The strains in the rules-based international trade order, however, have raised questions about the ability of global supply chains to continue to operate effectively. The U.S.-China geopolitical rivalry has manifested in a damaging trade war, and moves to restrict tech flows are creating decoupling pressures. The COVID-19 pandemic has exacerbated these trends with lockdowns that disrupt supply chains while export protectionism and calls to renationalize production are on the rise. The intensified risk environment could lead to a second supply chain revolution with a greater emphasis on redundancy and diversification and bifurcation of productive chains. How will Japan respond to the challenges to international production, a central engine of its economic prosperity, and with what consequences for its relations with major powers?

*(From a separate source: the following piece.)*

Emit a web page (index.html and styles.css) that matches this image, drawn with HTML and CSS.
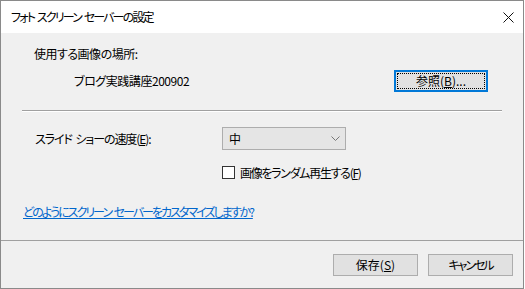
FILE: index.html
```html
<!DOCTYPE html>
<html lang="ja">
<head>
<meta charset="utf-8">
<link rel="stylesheet" href="styles.css">
</head>
<body>
<div class="window">
  <div class="titlebar">
    <span class="title">フォト スクリーン セーバーの設定</span>
    <svg class="close" width="11" height="11" viewBox="0 0 11 11"><path d="M0.5 0.5L10.5 10.5M10.5 0.5L0.5 10.5" stroke="#111" stroke-width="1" fill="none"/></svg>
  </div>
  <div class="content">
    <div class="label-row">使用する画像の場所:</div>
    <div class="path-row">
      <span class="path">ブログ実践講座200902</span>
      <button class="btn focused">参照(<u>B</u>)...</button>
    </div>
    <div class="sep"></div>
    <div class="speed-row">
      <span class="speed-label">スライド ショーの速度(<u>E</u>):</span>
      <div class="combo"><span>中</span>
        <svg width="9" height="5" viewBox="0 0 9 5"><path d="M0.5 0.5L4.5 4.5L8.5 0.5" stroke="#777" fill="none"/></svg>
      </div>
    </div>
    <div class="check-row">
      <span class="checkbox"></span>
      <span class="check-label">画像をランダム再生する(<u>F</u>)</span>
    </div>
    <div class="link-row"><a class="link">どのようにスクリーン セーバーをカスタマイズしますか?</a></div>
  </div>
  <div class="footer">
    <button class="btn fbtn">保存(<u>S</u>)</button>
    <button class="btn fbtn kana">キャンセル</button>
  </div>
</div>
</body>
</html>
```
FILE: styles.css
```css
html, body {
  margin: 0;
  padding: 0;
  background: #ffffff;
}
body {
  font-family: "Noto Sans CJK JP", "Noto Sans", sans-serif;
  font-size: 12px;
  font-feature-settings: "palt";
  color: #000;
}
.window {
  width: 522px;
  height: 287px;
  border: 1px solid #8a8a8a;
  display: flex;
  flex-direction: column;
  background: #f0f0f0;
}
.titlebar {
  height: 32px;
  background: #ffffff;
  display: flex;
  align-items: center;
  justify-content: space-between;
  padding: 0 9px 0 10px;
}
.title {
  font-size: 12px;
  line-height: 16px;
  letter-spacing: -1.85px;
  word-spacing: 2px;
}
.close {
  display: block;
  margin-top: 1px;
}
.content {
  flex: 1;
  display: flex;
  flex-direction: column;
  padding: 0 21px 0 21px;
}
.label-row {
  margin-top: 13px;
  padding-left: 12px;
  line-height: 16px;
  height: 16px;
  letter-spacing: -0.5px;
}
.path-row {
  margin-top: 8px;
  display: flex;
  align-items: center;
  justify-content: space-between;
  padding-left: 52px;
  padding-right: 14px;
  height: 22px;
}
.path {
  line-height: 16px;
  margin-top: -1px;
  letter-spacing: -0.45px;
}
.btn {
  font-family: inherit;
  font-size: 12px;
  font-feature-settings: "palt";
  background: #e1e1e1;
  border: 1px solid #adadad;
  color: #000;
  padding: 0;
  margin: 0;
  height: 22px;
  line-height: 18px;
  position: relative;
}
.btn u { text-decoration-thickness: 1px; }
.kana { letter-spacing: -2px; }
.focused {
  width: 94px;
  border: 2px solid #0078d7;
}
.focused::after {
  content: "";
  position: absolute;
  left: 1px;
  top: 1px;
  right: 1px;
  bottom: 1px;
  border: 1px dotted #000;
}
.sep {
  margin-top: 18px;
  height: 1px;
  background: #a0a0a0;
  border-bottom: 1px solid #ffffff;
}
.speed-row {
  margin-top: 15px;
  display: flex;
  align-items: center;
  height: 23px;
}
.speed-label {
  width: 200px;
  padding-left: 13px;
  box-sizing: border-box;
  line-height: 16px;
  letter-spacing: -1.1px;
  word-spacing: 2px;
}
.combo {
  width: 124px;
  height: 23px;
  box-sizing: border-box;
  border: 1px solid #adadad;
  background: #e5e5e5;
  display: flex;
  align-items: center;
  justify-content: space-between;
  padding: 0 5px 0 6px;
}
.combo span { line-height: 16px; }
.combo svg { display: block; }
.check-row {
  margin-top: 15px;
  display: flex;
  align-items: center;
  padding-left: 200px;
  height: 15px;
  line-height: 16px;
}
.check-label { letter-spacing: -1.3px; }
.checkbox {
  width: 13px;
  height: 13px;
  box-sizing: border-box;
  border: 1px solid #333;
  background: #fff;
  margin-right: 5px;
}
.link-row {
  margin-top: 24px;
  line-height: 16px;
  padding-left: 1px;
}
.link {
  color: #0066cc;
  text-decoration: underline;
  cursor: pointer;
  letter-spacing: -2px;
  word-spacing: 2px;
}
.footer {
  height: 48px;
  border-top: 1px solid #a0a0a0;
  display: flex;
  align-items: flex-start;
  justify-content: flex-end;
  padding: 13px 10px 0 0;
  box-sizing: border-box;
  gap: 10px;
}
.fbtn {
  width: 85px;
  height: 22px;
}
```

To provide greater clarity on this overarching question, this paper is organized as follows. Section 1 describes the central role of Japanese firms in the emergence and deepening of regional production networks. Although Japan’s overall share of intra-regional trade has decreased in the 21st century—in tandem with China’s rise as regional hub- Japanese firms have retained their central role in GVCs (Global Value Chains) through their advanced manufacturing capabilities. Section 2 offers a glimpse of past and recent supply chain shocks—China’s embargo of rare earth metals, the Great East Japan Earthquake in Tohoku, and the Japan-Korea export control dispute—to illustrate both sources of vulnerability and resilience of Japanese GVCs. Section 3 assesses the systemic shift brought about by revived great power competition, and identifies some early adjustment responses from Japanese firms to a new normal of heightened geopolitical tension.